Belarusian authorities put financial pressure on political opponents amid growing budget deficit
Last week, the Belarusian authorities launched a criminal investigation against the leaders of the independent trade union REP allegedly in order to prevent social revolt, which could become a threat amid the plans to introduce paid healthcare, communal services, education and so on. The fact that the authorities have resumed their old-style management approach does not imply that they would abandon relatively new and inclusive approaches.
The Belarusian authorities have stepped up financial pressure on the democratic camp. Last week, they hit on the independent trade union REP, who were among the organizers of protests against Decree No. 3 in February-March 2017. Based on charges brought against the leaders of the trade union, the State Control Committee must have used the information provided by the Lithuanian banks back in 2011, when Ales Belyatsky, the head of the human rights organization Viasna, was arrested on tax evasion charges. The authorities argue that the charges of tax evasion against the trade union leaders are not politically motivated, however, the Belarusian legislative framework for civil society and the opposition outlaws almost any public and, especially, political activity, enabling arbitrary prosecution at any moment. Unlike in 2011, the authorities are unlikely to imprison trade union leaders (and freeze the ongoing dialogue with the EU), their likely aim is to divorce trade unions from street protests and Nikolai Statkevich.
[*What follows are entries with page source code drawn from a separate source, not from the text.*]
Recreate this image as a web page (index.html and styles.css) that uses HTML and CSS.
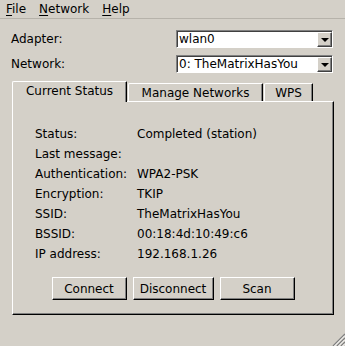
FILE: index.html
```html
<!DOCTYPE html>
<html lang="en">
<head>
    <meta charset="UTF-8">
    <title>wpa_gui</title>
    <link rel="stylesheet" href="styles.css">
</head>
<body>
    <div class="menubar">
        <span class="menu-item"><u>F</u>ile</span>
        <span class="menu-item"><u>N</u>etwork</span>
        <span class="menu-item"><u>H</u>elp</span>
    </div>

    <div class="form">
        <div class="form-row">
            <span>Adapter:</span>
            <div class="combo">
                <span class="combo-text">wlan0</span>
                <span class="combo-arrow"><span class="triangle"></span></span>
            </div>
        </div>
        <div class="form-row">
            <span>Network:</span>
            <div class="combo">
                <span class="combo-text">0: TheMatrixHasYou</span>
                <span class="combo-arrow"><span class="triangle"></span></span>
            </div>
        </div>
    </div>

    <div class="tabs">
        <div class="tab-bar">
            <div class="tab tab-current">Current Status</div>
            <div class="tab tab-manage">Manage Networks</div>
            <div class="tab tab-wps">WPS</div>
        </div>
        <div class="pane">
            <div class="status-grid">
                <span>Status:</span><span>Completed (station)</span>
                <span>Last message:</span><span></span>
                <span>Authentication:</span><span>WPA2-PSK</span>
                <span>Encryption:</span><span>TKIP</span>
                <span>SSID:</span><span>TheMatrixHasYou</span>
                <span>BSSID:</span><span>00:18:4d:10:49:c6</span>
                <span>IP address:</span><span>192.168.1.26</span>
            </div>
            <div class="button-row">
                <button class="button btn-connect">Connect</button>
                <button class="button btn-disconnect">Disconnect</button>
                <button class="button btn-scan">Scan</button>
            </div>
        </div>
    </div>

    <!-- size grip in the window corner -->
    <svg class="size-grip" width="13" height="13" viewBox="0 0 13 13">
        <path d="M13 1 L1 13 M13 5 L5 13 M13 9 L9 13" stroke="#808080" stroke-width="1.4"/>
        <path d="M13 2.5 L2.5 13 M13 6.5 L6.5 13 M13 10.5 L10.5 13" stroke="#ffffff" stroke-width="1"/>
    </svg>
</body>
</html>
```

FILE: styles.css
```css
body {
    margin: 0;
    width: 345px;
    height: 346px;
    overflow: hidden;
    position: relative;
    background-color: #d4d0c8;
    color: #000;
    font-family: "DejaVu Sans", sans-serif;
    font-size: 12px;
}

/* Menu bar */
.menubar {
    display: flex;
    gap: 13px;
    height: 19px;
    line-height: 18px;
    padding-left: 6px;
    border-bottom: 1px solid #b6b2aa;
    box-sizing: border-box;
}

.menu-item u {
    text-decoration-thickness: 1px;
    text-underline-offset: 2px;
}

/* Adapter / network selectors */
.form {
    display: flex;
    flex-direction: column;
    gap: 7px;
    padding: 11px 12px 0 11px;
}

.form-row {
    display: flex;
    justify-content: space-between;
    align-items: center;
    height: 18px;
}

.combo {
    display: flex;
    align-items: center;
    width: 157px;
    height: 18px;
    box-sizing: border-box;
    background-color: #fff;
    border-top: 1px solid #808080;
    border-left: 1px solid #808080;
    border-right: 1px solid #ffffff;
    border-bottom: 1px solid #ffffff;
    box-shadow: inset 1px 1px 0 #404040;
}

.combo-text {
    flex: 1;
    padding-left: 2px;
    line-height: 16px;
    white-space: nowrap;
}

.combo-arrow {
    display: flex;
    align-items: center;
    justify-content: center;
    width: 15px;
    height: 15px;
    margin-top: 1px;
    box-sizing: border-box;
    background-color: #d4d0c8;
    border-top: 1px solid #ffffff;
    border-left: 1px solid #ffffff;
    border-right: 1px solid #404040;
    border-bottom: 1px solid #404040;
    box-shadow: inset -1px -1px 0 #808080;
}

.triangle {
    width: 0;
    height: 0;
    margin-top: 1px;
    border-left: 4px solid transparent;
    border-right: 4px solid transparent;
    border-top: 4px solid #000;
}

/* Tab widget */
.tabs {
    margin: 8px 11px 0 12px;
}

.tab-bar {
    display: flex;
    align-items: flex-end;
    height: 20px;
}

.tab {
    height: 18px;
    line-height: 18px;
    text-align: center;
    box-sizing: border-box;
    border-top: 1px solid #ffffff;
    border-left: 1px solid #ffffff;
    border-right: 1px solid #000;
    box-shadow: inset -1px 0 0 #808080;
    border-top-left-radius: 2px;
    border-top-right-radius: 1px;
}

.tab-current {
    position: relative;
    width: 115px;
    height: 21px;
    line-height: 19px;
    margin-bottom: -1px;
    background-color: #d4d0c8;
}

.tab-manage {
    width: 135px;
    margin-left: 1px;
}

.tab-wps {
    width: 49px;
    margin-left: 1px;
}

.pane {
    height: 214px;
    box-sizing: border-box;
    border-top: 1px solid #ffffff;
    border-left: 1px solid #ffffff;
    border-right: 1px solid #000;
    border-bottom: 1px solid #000;
    box-shadow: inset -1px -1px 0 #808080;
    padding: 22px 0 0 22px;
}

.status-grid {
    display: grid;
    grid-template-columns: 102px 1fr;
    grid-auto-rows: 20px;
    line-height: 20px;
    white-space: nowrap;
}

.button-row {
    display: flex;
    justify-content: center;
    gap: 6px;
    margin: 13px 0 0 -22px;
}

.button {
    height: 23px;
    padding: 0;
    box-sizing: border-box;
    font-family: "DejaVu Sans", sans-serif;
    font-size: 12px;
    color: #000;
    background-color: #d4d0c8;
    border-top: 1px solid #ffffff;
    border-left: 1px solid #ffffff;
    border-right: 1px solid #000;
    border-bottom: 1px solid #000;
    box-shadow: inset -1px -1px 0 #808080;
}

.btn-connect {
    width: 75px;
}

.btn-disconnect {
    width: 81px;
}

.btn-scan {
    width: 75px;
}

.size-grip {
    position: absolute;
    right: 0;
    bottom: 0;
}
```
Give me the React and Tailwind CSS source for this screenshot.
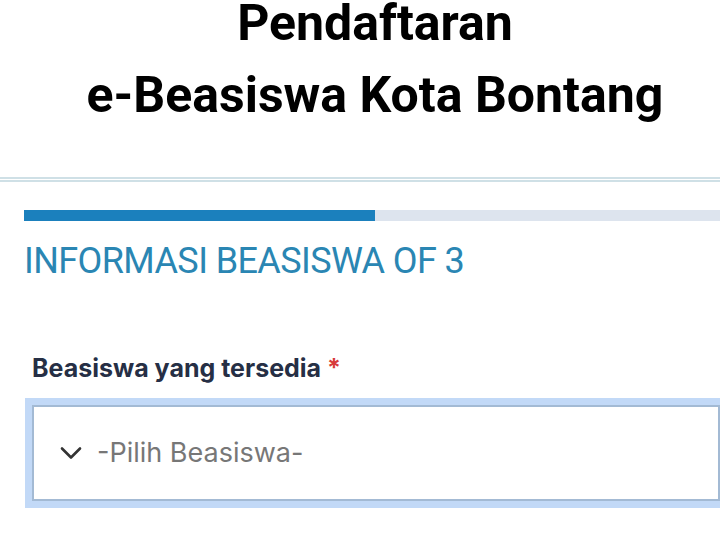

With the crack-down on independent trade unions and independent media the authorities aim to facilitate the shaping of public opinion in the view of plans to introduce fees for public social services, such as health care, education, municipal services, etc. Currently, the draft amendments to Decree No 3 propose to introduce fees on public social services for non-payers of taxes, which would be in line with the persisting trend to reduce state social guarantees. The authorities have prioritised the support for large labour groups which could be easily mobilised either for protests or loyalty demonstrations. Accordingly, the state could spend the dwindling state resources to support enterprises and organizations with numerous staff (even if they are unable to absorb the funds), and cut all other government spending.
The resumption of repressions against political opponents correlates with the authorities’ desire to retain the main pillars of the socio-economic model and resume soviet-style state administration forms, such as conference calls, when the president tells off not only ministers but also heads of the parliament chambers. That said, the authorities are unlikely to resume the micro management style like in 2012 so as they have neither will nor money for that.